The $354,944 project is being paid for with designated Emergency Telephone System Funds, a small surcharge on monthly phone bills that is earmarked for county 9-1-1 systems. The cost was spread over two years and included software, hardware and some of the mobile equipment, which allows public safety officials to connect to the new system from their vehicles.

Individual agencies will pay for annual licensing, maintenance and upgrades to the system. A new administrator position has been created to oversee use and management of the new system.

It also uses GPS technology to locate the emergency responders who are nearest to a particular location.

“This is a huge step forward,” said Mark Swanger, chairman of the Haywood County Board of Commissioners.

The commissioners approved the project in April, and public safety officials have spent the subsequent months implementing the system and training employees how to use it.

Jackson commissioner regrets public airing of discord on board

A brouhaha among Jackson County commissioners at a meeting last week prompted a follow-up public apology from Chairman Jack Debnam.

Debnam told The Smoky Mountain News there was a time and place for such disagreements but that the county meeting was neither the proper time nor the suitable place.

Commissioners met Nov. 14 in a special workshop to discuss funding for Smoky Mountain High School and a controversial proposed room tax hike. For the first part of the meeting, commissioners worked together in equanimity.

But when the meeting turned to a discussion of the room tax — and the equally divisive issue of whether the county’s framework for promoting tourism should be revamped — Commissioner Joe Cowan let loose with a heated verbal salvo. Cowan accused Debnam and County Manager Chuck Wooten of leaving him and fellow Democrat Mark Jones out in the cold. Cowan said they are purposely kept in the dark about issues and cut off from information.

That, in turn, sparked an exchange that put Debnam and Commissioner Doug Cody on the defensive.

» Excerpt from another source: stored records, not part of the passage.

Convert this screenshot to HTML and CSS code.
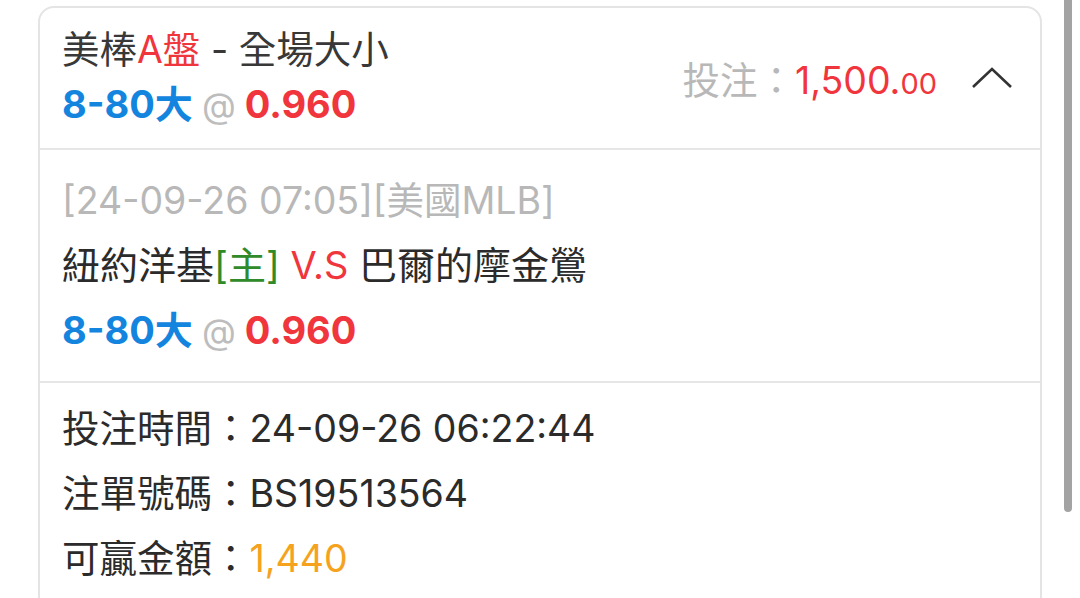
FILE: index.html
```html
<!DOCTYPE html>
<html lang="zh-Hant">
<head>
  <meta charset="UTF-8" />
  <meta name="viewport" content="width=device-width, initial-scale=1" />
  <title>注單詳情</title>
  <link rel="stylesheet" href="styles.css">
</head>
<body>
  <div class="card">
    <div class="card-head">
      <div class="head-left">
        <div class="title">美棒<span class="red">A盤</span> - 全場大小</div>
        <div class="odds"><span class="blue">8-80大</span> <span class="at">@</span> <span class="red">0.960</span></div>
      </div>
      <div class="head-right">
        <div class="stake">投注：<span class="red">1,500.<small>00</small></span></div>
        <svg class="chevron" width="42" height="22" viewBox="0 0 42 22">
          <path d="M2 20 L21 2 L40 20" fill="none" stroke="#333" stroke-width="2.6" />
        </svg>
      </div>
    </div>

    <div class="card-match">
      <div class="match-time">[24-09-26 07:05][美國MLB]</div>
      <div class="teams">紐約洋基<span class="green">[主]</span> <span class="red">V.S</span> 巴爾的摩金鶯</div>
      <div class="odds"><span class="blue">8-80大</span> <span class="at">@</span> <span class="red">0.960</span></div>
    </div>

    <div class="card-info">
      <div class="info-row">投注時間：24-09-26 06:22:44</div>
      <div class="info-row">注單號碼：BS19513564</div>
      <div class="info-row">可贏金額：<span class="orange">1,440</span></div>
    </div>
  </div>

  <div class="scroll-indicator"></div>
</body>
</html>
```

FILE: styles.css
```css
body {
  margin: 0;
  background: #fff;
  color: #333;
  font-family: Inter, "Noto Sans CJK TC", sans-serif;
  overflow: hidden;
}
.card {
  box-sizing: border-box;
  width: 1004px;
  margin: 6px 0 0 38px;
  border: 2px solid #e4e4e4;
  border-radius: 16px;
  min-height: 700px;
}
.card-head {
  display: flex;
  justify-content: space-between;
  align-items: center;
  padding: 14px 27px 15px 22px;
  border-bottom: 2px solid #e6e6e6;
}
.title {
  font-size: 37.5px;
  line-height: 55px;
  color: #383838;
}
.odds {
  font-size: 38px;
  line-height: 55px;
  font-weight: bold;
}
.odds .at {
  font-weight: normal;
  color: #bdbdbd;
  font-size: 35px;
}
.head-right {
  display: flex;
  align-items: center;
  gap: 34px;
}
.stake {
  font-size: 37.5px;
  color: #b8b8b8;
}
.stake small {
  font-size: 29px;
}
.red { color: #f0353d; }
.blue { color: #1385df; }
.green { color: #2f8a2a; }
.orange { color: #f5a21e; }

.card-match {
  padding: 18px 22px 17px;
  border-bottom: 2px solid #e6e6e6;
  font-size: 38px;
  line-height: 65px;
}
.card-match .odds {
  line-height: 65px;
}
.match-time {
  color: #b8b8b8;
  font-size: 37.5px;
}
.teams {
  color: #2b2b2b;
}
.card-info {
  padding: 13px 22px;
}
.info-row {
  font-size: 37.5px;
  line-height: 65px;
  color: #2b2b2b;
}
.scroll-indicator {
  position: fixed;
  top: 0;
  right: 8px;
  width: 8px;
  height: 512px;
  background: #a3a3a3;
  border-radius: 0 0 4px 4px;
}
```
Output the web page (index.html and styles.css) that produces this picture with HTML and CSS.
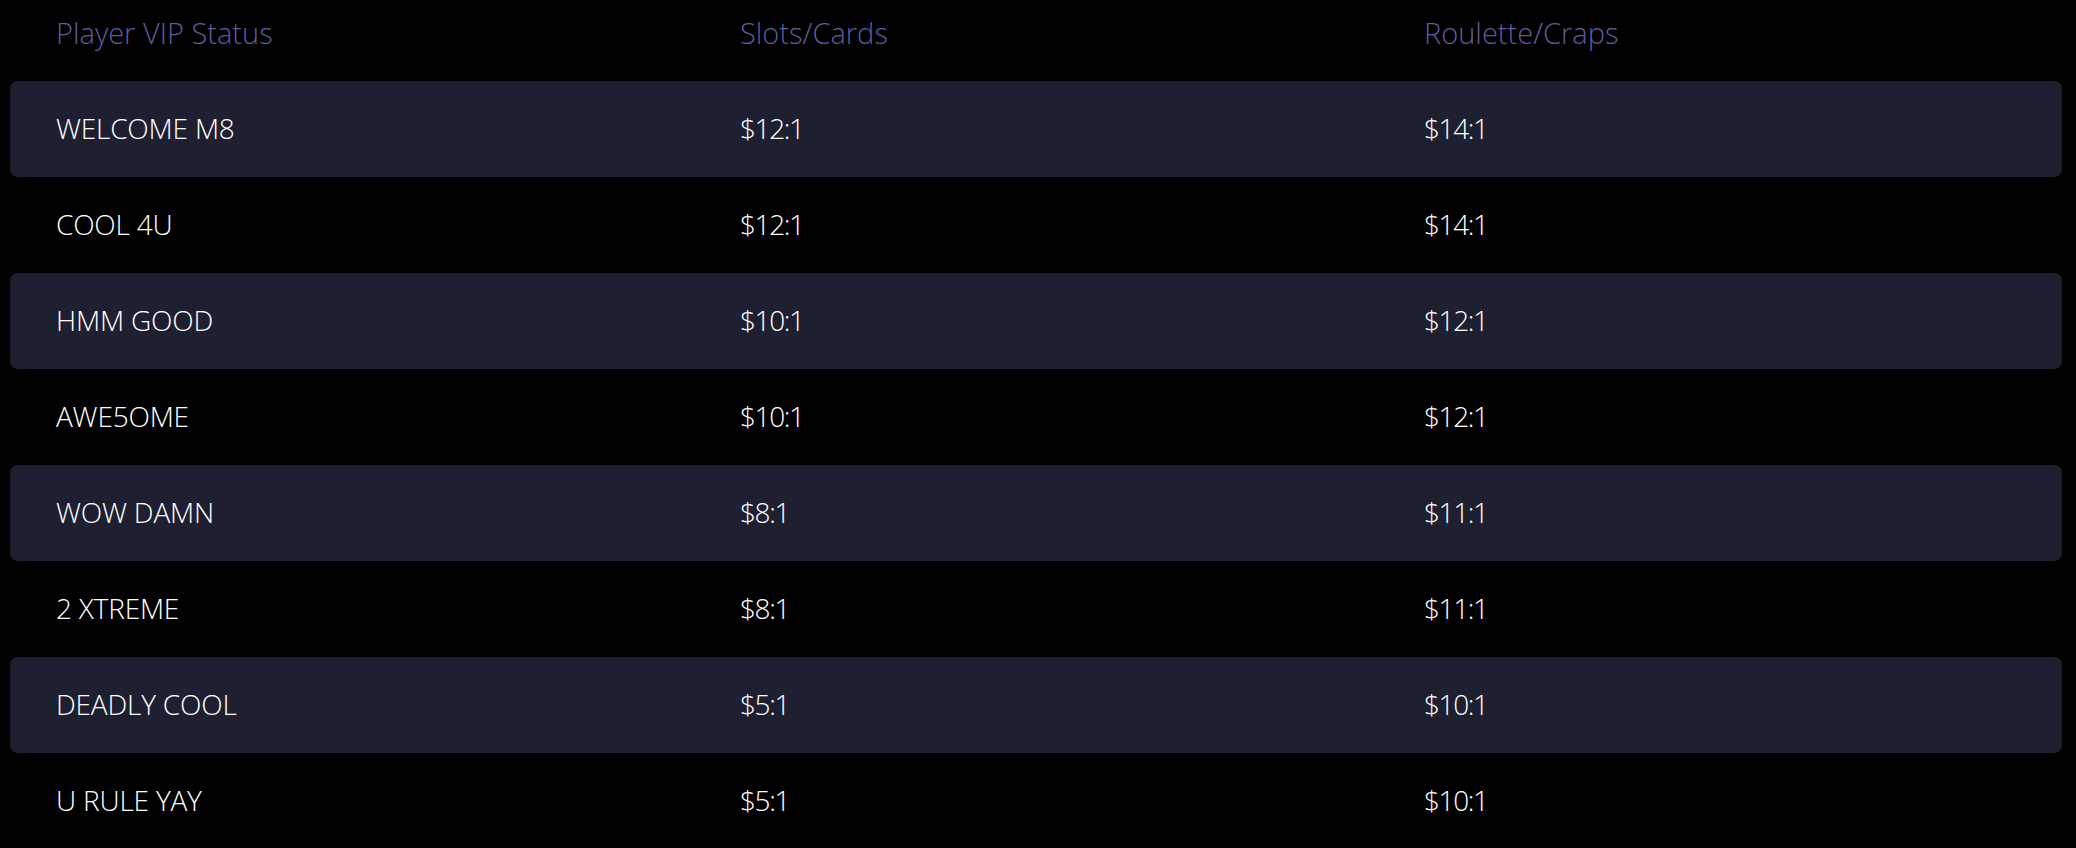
FILE: index.html
```html
<!DOCTYPE html>
<html>
<head>
<meta charset="utf-8">
<link rel="stylesheet" href="styles.css">
</head>
<body>
<div class="table">
  <div class="row head">
    <div class="cell">Player VIP Status</div>
    <div class="cell">Slots/Cards</div>
    <div class="cell">Roulette/Craps</div>
  </div>
  <div class="row striped">
    <div class="cell">WELCOME M8</div><div class="cell num">$12:1</div><div class="cell num">$14:1</div>
  </div>
  <div class="row">
    <div class="cell">COOL 4U</div><div class="cell num">$12:1</div><div class="cell num">$14:1</div>
  </div>
  <div class="row striped">
    <div class="cell">HMM GOOD</div><div class="cell num">$10:1</div><div class="cell num">$12:1</div>
  </div>
  <div class="row">
    <div class="cell">AWE5OME</div><div class="cell num">$10:1</div><div class="cell num">$12:1</div>
  </div>
  <div class="row striped">
    <div class="cell">WOW DAMN</div><div class="cell num">$8:1</div><div class="cell num">$11:1</div>
  </div>
  <div class="row">
    <div class="cell">2 XTREME</div><div class="cell num">$8:1</div><div class="cell num">$11:1</div>
  </div>
  <div class="row striped">
    <div class="cell">DEADLY COOL</div><div class="cell num">$5:1</div><div class="cell num">$10:1</div>
  </div>
  <div class="row">
    <div class="cell">U RULE YAY</div><div class="cell num">$5:1</div><div class="cell num">$10:1</div>
  </div>
</div>
</body>
</html>
```
FILE: styles.css
```css
html, body {
  margin: 0;
  padding: 0;
  background: #000;
}
body {
  padding: 0 14px 0 10px;
  font-family: "Open Sans", "Noto Sans", sans-serif;
  color: #ffffff;
  overflow: hidden;
  height: 848px;
}
.table {
  display: flex;
  flex-direction: column;
}
.row {
  display: grid;
  grid-template-columns: repeat(3, 1fr);
  align-items: center;
  height: 96px;
  border-radius: 8px;
  font-size: 28px;
  font-weight: 300;
  letter-spacing: -0.2px;
  line-height: 1;
}
.row.head {
  height: 66px;
  margin-bottom: 15px;
  color: #5d5c9c;
  font-size: 29px;
  letter-spacing: 0;
}
.row.striped {
  background: #1e1f31;
}
.cell {
  padding-left: 46px;
  padding-bottom: 2px;
  white-space: nowrap;
}
.cell.num {
  letter-spacing: -1.4px;
}
```
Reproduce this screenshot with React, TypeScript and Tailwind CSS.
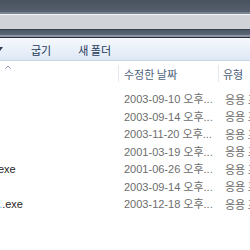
import { FC } from 'react'

const rows = [
    { name: '', date: '2003-09-10 오후...' },
    { name: '', date: '2003-09-14 오후...' },
    { name: '', date: '2003-11-20 오후...' },
    { name: '', date: '2001-03-19 오후...' },
    { name: 'exe', date: '2001-06-26 오후...' },
    { name: '', date: '2003-09-14 오후...' },
    { name: '1.exe', date: '2003-12-18 오후...' },
]

const kr = { fontFamily: '"Noto Sans CJK KR", "Liberation Sans", sans-serif' }

export default function App() {
    return (
        <div className="w-[250px] h-[250px] overflow-hidden bg-white flex flex-col" style={kr}>
            {/* window chrome */}
            <div className="h-[12px] shrink-0 bg-gradient-to-b from-[#48535f] to-[#56606e]" />
            <div className="h-[2px] shrink-0 bg-[#7a8492]" />
            <div className="h-[1px] shrink-0 bg-[#f4f5f7]" />
            <div className="h-[14px] shrink-0 bg-[#d0d3d8]" />
            <div className="h-[1px] shrink-0 bg-[#39414c]" />
            <div className="h-[5px] shrink-0 bg-gradient-to-b from-[#4d5867] to-[#5c6777]" />
            <div className="h-[2px] shrink-0 bg-[#8a94a2]" />
            <div className="h-[1px] shrink-0 bg-[#262c34]" />

            {/* command bar */}
            <div className="h-[23px] flex items-center text-[11px] text-[#1e395b] bg-gradient-to-b from-[#f6f9fd] to-[#dee8f5] border-b border-[#c9d5e3] shrink-0">
                <span className="ml-[-3px] w-0 h-0 border-l-[3.5px] border-r-[3.5px] border-t-[4px] border-l-transparent border-r-transparent border-t-[#2c3d55]" />
                <span className="ml-[28px] pt-[2px]">굽기</span>
                <span className="ml-[27px] pt-[2px]">새 폴더</span>
            </div>

            {/* column header */}
            <div className="h-[21px] flex text-[11px] text-[#4c607a] shrink-0">
                <div className="w-[118px] shrink-0 relative">
                    <svg className="absolute left-[5px] top-[4px]" width="6" height="4" viewBox="0 0 6 4">
                        <path d="M0.5 3.5 L3 1 L5.5 3.5" fill="none" stroke="#8496ab" strokeWidth="1" />
                    </svg>
                </div>
                <div className="w-[100px] shrink-0 border-l border-[#e4e9ef] pl-[5px] mt-[4px] h-[17px] leading-[14px] pt-[2px] whitespace-nowrap">
                    수정한 날짜
                </div>
                <div className="flex-1 border-l border-[#e4e9ef] pl-[4px] mt-[4px] h-[17px] leading-[14px] pt-[2px] whitespace-nowrap">
                    유형
                </div>
            </div>

            {/* rows */}
            <div className="flex flex-col pt-[8px] text-[11px]">
                {rows.map((r, i) => (
                    <div key={i} className="h-[17.5px] flex items-center whitespace-nowrap leading-[14px]">
                        <div className="w-[118px] shrink-0 overflow-hidden text-[#1e1e1e]" style={{ fontFamily: '"Liberation Sans", sans-serif' }}>
                            {r.name === '1.exe' ? (
                                <span className="ml-[-4px] inline-block">
                                    <span className="text-[#8fc3e8]">1</span>.exe
                                </span>
                            ) : r.name ? (
                                <span className="ml-[-2px] inline-block">{r.name}</span>
                            ) : null}
                        </div>
                        <div className="w-[100px] shrink-0 pl-[6px] text-[#6d6d6d]">
                            <span style={{ fontFamily: '"Liberation Sans", "Noto Sans CJK KR", sans-serif' }}>{r.date}</span>
                        </div>
                        <div className="shrink-0 pl-[7px] text-[#6d6d6d]">응용 프로그램</div>
                    </div>
                ))}
            </div>
        </div>
    )
}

Debnam and Cody told Cowan he should do more on his end, such as reading up on the county meeting agendas, getting to the meetings early or calling the other commissioners to talk.

“There should not have been an outburst like that in a public meeting,” Debnam said last week. “I’m apologizing for that happening at a board meeting. I would have liked all of that to have been handled in a more diplomatic manner.”

— By Quintin Ellison

Strange at best, tacky at worst — library plaque to bear two boards’ names

Jackson County Commissioner Doug Cody said he was as surprised as anyone to learn that his name would be included on a bronze plaque destined to hang on the newly renovated courthouse and library complex. So was his fellow board member, Charles Elders, who noted last week that frankly it seemed kind of peculiar, even a tad inappropriate, to him.

That’s because during last November’s campaigns, the two Republicans and Jack Debnam, an Independent-but-conservative candidate for commission chairman, were rather free in their criticisms about expenses connected with the $8 million renovation of the old courthouse and construction of a new library annex in Sylva.

Cody was careful to note that he didn’t actually campaign directly against the new library — which, in fact, he didn’t, but he frequently questioned the cost.

Debnam said he truly couldn’t care less whether there’s a plaque or not — the library belongs to the citizens of Jackson County, he said, not to government officials.

“I don’t even know why we have to get into this self-glorification,” Debnam said.

Be that as it may, how then did it happen that two boards of commissioners are destined to have their names listed on the bronze plaque? It will list eight individuals from two Jackson County commission boards, an odd merging of the very men who waged war in one of the most bitter political battles this community can remember.

When it was done, Democrats William Shelton, Tom Massie and Brian McMahan were gone; Elders, Cody and Debnam were in.

Democrats Mark Jones and Joe Cowan are twice designated on the future plaque, because they were and are seated on both the former and current boards. The two men were not up for election last November.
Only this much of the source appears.